When asked about the most difficult part of building his own firm, Moudis answered: “Everything.” This started a series of requests to elaborate, which were always obliged, but with a tone that suggested he would rather be talking about current projects.

“Not good,” he replied when asked what it was like putting up a firm during the “extremely difficult” recession years of the early 1990s. “Many people asked me, why’d you pick this time to start your business. It had nothing to do with the economy,” he said.

He attributed Ted Moudis Associates’ longevity to relationships that “stepped up” to give them work during the lean years of the recession. Their earliest clients include bank, Manufacturers Hanover Trust and investment management company, Jones Lang Wootton.

Moudis’ hesitation when it comes to chit-chat is in sharp contrast to his exuberance when it comes to his firm’s work. “The work that we are doing is at the forefront of the innovative work that’s out there,” he said.

It is this innovation that he points to as his company’s main method of retaining clients. “We have to stay ahead of the times. Staying with the times is too slow,” he said. As office amenities increasingly become recruiting tools to many global companies, Moudis and his architects have been at the forefront of designing innovative spaces to both facilitate productive work and to help people enjoy their working environment.

Having designed pioneering office spaces for a whole array of industries, Moudis said that the sector is constantly changing as the needs of employers change rapidly. Saying that innovation in design can grow stale within six months with the arrival of “something greater and better,” Moudis and his team tends to shoot for longevity with their projects.

“When we design an office space, it can’t be obsloete by the time you move in,” he said. “Years ago, office spaces used to be able to last 10 to 15 years. Now, an office space would last you five years before you consider making changes.”

Ted Moudis Associates may push for a common goal among its designers, but that’s as far as it goes in terms of uniformity. Moudis said that they deliberately avoid having a signature design, saying that “no two clients are alike.”

“I can walk on to a job, never been there before, and I can tell you who designed it.
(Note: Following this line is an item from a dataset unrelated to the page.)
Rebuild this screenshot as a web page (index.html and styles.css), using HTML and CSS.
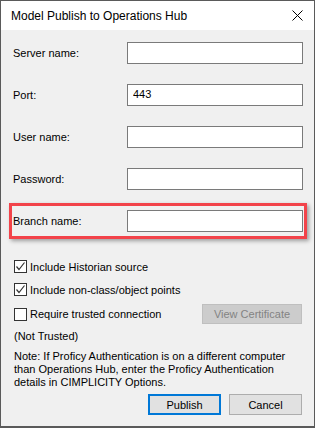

It’s a signature. We do not do that. Every job is designed for the client,” he said.

The firm’s preference for unique designs may be the reason behind the major projects that it has recently worked on.

Ted Moudis Associates designed the headquarters of advertising company Initiative. For the space, the firm perpetuated a new trend in office design, installing cushioned bleacher seats called the “Grandstand” that are meant to encourage collaboration.

The company also made news when it was tapped to design the new office of Compass. The home search app firm recently signed a lease to occupy an additional floor at 90 Fifth Avenue.